Among the lines below, list those containing the string "full".

# DATA EXTRACT

[start]

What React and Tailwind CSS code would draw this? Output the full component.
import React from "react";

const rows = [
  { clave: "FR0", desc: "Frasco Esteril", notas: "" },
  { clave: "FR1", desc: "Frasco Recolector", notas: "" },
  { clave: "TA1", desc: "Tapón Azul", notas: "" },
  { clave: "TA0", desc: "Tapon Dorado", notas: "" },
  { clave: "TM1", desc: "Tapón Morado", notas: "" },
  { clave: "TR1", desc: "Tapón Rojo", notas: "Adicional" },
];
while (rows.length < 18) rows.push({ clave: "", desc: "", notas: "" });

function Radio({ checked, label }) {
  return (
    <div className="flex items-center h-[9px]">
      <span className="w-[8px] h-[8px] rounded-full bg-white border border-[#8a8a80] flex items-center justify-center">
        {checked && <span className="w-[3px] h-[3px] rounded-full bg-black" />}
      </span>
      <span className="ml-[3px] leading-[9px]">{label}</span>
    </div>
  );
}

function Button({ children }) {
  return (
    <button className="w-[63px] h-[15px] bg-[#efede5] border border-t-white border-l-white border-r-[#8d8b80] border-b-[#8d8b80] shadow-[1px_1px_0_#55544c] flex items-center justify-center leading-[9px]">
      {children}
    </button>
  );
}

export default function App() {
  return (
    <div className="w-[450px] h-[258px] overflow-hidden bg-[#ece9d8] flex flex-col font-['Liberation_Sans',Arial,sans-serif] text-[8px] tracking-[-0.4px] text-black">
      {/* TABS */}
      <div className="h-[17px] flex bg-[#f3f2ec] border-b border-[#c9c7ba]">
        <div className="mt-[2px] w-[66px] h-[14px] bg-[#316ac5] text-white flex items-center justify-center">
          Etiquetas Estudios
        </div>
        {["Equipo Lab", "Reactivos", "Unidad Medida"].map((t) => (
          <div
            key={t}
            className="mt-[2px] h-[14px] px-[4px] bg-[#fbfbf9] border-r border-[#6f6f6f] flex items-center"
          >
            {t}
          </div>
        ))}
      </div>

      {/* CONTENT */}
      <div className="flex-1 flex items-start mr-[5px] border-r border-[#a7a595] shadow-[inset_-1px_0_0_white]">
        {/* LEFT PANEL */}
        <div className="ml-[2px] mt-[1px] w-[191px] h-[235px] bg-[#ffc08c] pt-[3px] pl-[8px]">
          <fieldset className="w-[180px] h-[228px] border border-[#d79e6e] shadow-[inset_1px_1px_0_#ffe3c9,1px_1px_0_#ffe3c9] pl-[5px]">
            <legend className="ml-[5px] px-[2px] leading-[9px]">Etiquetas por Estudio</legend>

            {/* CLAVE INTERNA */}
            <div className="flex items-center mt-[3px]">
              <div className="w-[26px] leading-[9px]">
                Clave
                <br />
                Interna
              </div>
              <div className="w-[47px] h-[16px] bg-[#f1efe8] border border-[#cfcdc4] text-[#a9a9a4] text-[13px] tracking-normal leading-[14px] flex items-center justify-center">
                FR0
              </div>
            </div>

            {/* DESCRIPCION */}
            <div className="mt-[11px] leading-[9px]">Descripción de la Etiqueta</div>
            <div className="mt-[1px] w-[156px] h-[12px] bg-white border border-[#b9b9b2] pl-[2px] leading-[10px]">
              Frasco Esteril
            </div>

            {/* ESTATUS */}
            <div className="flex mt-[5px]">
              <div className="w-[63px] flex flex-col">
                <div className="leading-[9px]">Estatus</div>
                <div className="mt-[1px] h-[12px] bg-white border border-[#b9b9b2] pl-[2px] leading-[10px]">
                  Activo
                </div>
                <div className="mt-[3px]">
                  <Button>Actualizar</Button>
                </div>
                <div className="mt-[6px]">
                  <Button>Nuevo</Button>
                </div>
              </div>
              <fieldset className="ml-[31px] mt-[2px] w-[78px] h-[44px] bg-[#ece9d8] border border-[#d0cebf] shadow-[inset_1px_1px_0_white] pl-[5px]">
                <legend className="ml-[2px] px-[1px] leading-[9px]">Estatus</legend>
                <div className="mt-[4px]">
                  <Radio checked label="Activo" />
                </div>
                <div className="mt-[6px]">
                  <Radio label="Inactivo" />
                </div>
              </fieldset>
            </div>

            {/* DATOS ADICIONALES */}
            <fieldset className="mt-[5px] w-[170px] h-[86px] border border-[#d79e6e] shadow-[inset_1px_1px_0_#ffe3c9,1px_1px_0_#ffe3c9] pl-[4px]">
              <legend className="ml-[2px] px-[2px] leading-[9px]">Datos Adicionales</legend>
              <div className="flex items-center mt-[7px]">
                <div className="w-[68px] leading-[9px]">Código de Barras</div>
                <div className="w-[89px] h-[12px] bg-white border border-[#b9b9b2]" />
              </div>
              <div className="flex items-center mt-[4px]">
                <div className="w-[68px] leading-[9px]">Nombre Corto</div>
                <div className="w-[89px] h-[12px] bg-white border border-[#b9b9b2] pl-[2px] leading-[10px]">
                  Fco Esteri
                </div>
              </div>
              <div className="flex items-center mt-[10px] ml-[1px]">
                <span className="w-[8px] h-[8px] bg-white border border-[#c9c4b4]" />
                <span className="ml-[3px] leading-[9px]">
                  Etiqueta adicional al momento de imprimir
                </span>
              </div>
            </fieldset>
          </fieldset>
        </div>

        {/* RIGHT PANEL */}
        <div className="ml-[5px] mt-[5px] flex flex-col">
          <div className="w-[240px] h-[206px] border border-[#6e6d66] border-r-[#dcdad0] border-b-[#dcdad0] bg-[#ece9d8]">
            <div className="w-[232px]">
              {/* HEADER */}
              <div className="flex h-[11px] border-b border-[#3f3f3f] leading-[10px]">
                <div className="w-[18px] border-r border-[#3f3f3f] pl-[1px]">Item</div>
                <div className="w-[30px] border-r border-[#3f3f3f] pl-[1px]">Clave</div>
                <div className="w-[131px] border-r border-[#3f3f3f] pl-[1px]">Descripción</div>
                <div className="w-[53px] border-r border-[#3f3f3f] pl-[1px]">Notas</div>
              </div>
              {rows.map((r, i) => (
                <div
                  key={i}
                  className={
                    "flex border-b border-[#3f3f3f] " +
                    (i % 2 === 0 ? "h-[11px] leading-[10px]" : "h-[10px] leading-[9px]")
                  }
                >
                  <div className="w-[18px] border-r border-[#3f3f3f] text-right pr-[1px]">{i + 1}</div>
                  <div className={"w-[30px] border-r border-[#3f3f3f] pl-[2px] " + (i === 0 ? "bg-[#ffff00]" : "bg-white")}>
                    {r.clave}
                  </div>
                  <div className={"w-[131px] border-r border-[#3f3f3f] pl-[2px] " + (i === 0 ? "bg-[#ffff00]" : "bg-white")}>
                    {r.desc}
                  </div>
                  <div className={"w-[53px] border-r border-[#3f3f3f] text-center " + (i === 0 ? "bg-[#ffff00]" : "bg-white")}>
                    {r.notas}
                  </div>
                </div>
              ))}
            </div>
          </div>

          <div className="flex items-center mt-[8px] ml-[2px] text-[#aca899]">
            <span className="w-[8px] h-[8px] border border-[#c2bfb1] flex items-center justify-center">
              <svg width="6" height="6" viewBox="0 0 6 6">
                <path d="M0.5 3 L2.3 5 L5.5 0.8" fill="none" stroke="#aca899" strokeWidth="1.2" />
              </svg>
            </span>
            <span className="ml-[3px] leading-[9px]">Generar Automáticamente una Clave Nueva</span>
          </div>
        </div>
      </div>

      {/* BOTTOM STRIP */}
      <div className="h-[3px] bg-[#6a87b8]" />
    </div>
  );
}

[end]

# PROBLEM SOLUTION
What React and Tailwind CSS code would draw this? Output the full component.
      <span className="w-[8px] h-[8px] rounded-full bg-white border border-[#8a8a80] flex items-center justify-center">
        {checked && <span className="w-[3px] h-[3px] rounded-full bg-black" />}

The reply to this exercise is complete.